Part 4: How Africa Measures Years Through Events, Not Dates
Let me ask you something that might unsettle your entire relationship with time: What if you couldn’t tell me what year it is?
Not because you forgot. Not because you’re confused. But because the question itself doesn’t make sense in your framework for comprehending reality.
What if instead, when I asked “when,” you told me: “It was two rains after the great drought” or “in the season when my daughter was initiated” or “the year the river changed its course”?
What if time wasn’t something you counted, but something you remembered? Not something you scheduled, but something you entered when the conditions were right?
This isn’t hypothetical. This is how many African cultures have related to time for millennia. And before you file this under “primitive cultures that didn’t know better,” consider this: these are sophisticated knowledge systems that prioritize relationship, ecology, and meaning over the illusion of precision.
They’re not behind.
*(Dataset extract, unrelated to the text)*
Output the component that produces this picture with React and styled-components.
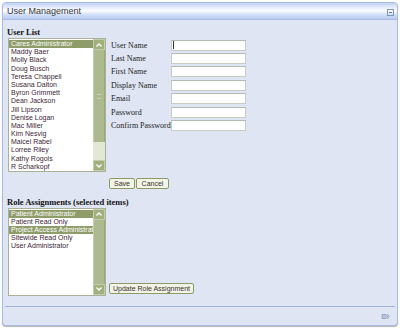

They’re operating from a completely different ~ and arguably more human ~ understanding of what time actually is.
The Clock That Colonized Consciousness
Here’s what I’ve observed about people across cultures: most of us don’t realize how deeply clock- time has colonized our consciousness.
You wake up at a specific number. You’re “late” if you arrive after another specific number. Your worth is measured in hours billed, productivity per hour, return on time invested. You’re racing against deadlines, racing against age, racing against the cosmic clock that you believe is ticking down toward some final moment.
Time has become your enemy, your prison, your relentless taskmaster.
But what if that’s not what time is? What if that’s just one very specific cultural construction of time… one designed for industrial efficiency, colonial administration, and capitalist productivity?
What if time could be something else entirely?
In many African cultures, time has traditionally been understood as Sasa and Zamani: concepts articulated by Kenyan philosopher John Mbiti that roughly translate to “living time” and “eternal time.”
Sasa is the time of now, the recent past still remembered by living people, and the immediate future that’s already unfolding. It’s relational, experienced, felt. It’s the time you actually live in.
Zamani is the deep past, the realm of ancestors, the eternal foundation that supports the living present. It’s not “gone”; it’s the ground beneath everything that happens now.
Notice what’s missing: the distant future. The abstract tomorrow. The five-year plan.
From this perspective, the future doesn’t exist as something to schedule ~ it emerges from the present based on the conditions and relationships active now.
This isn’t a failure to plan. It’s a different innerstanding of causation, agency, and what actually creates outcomes.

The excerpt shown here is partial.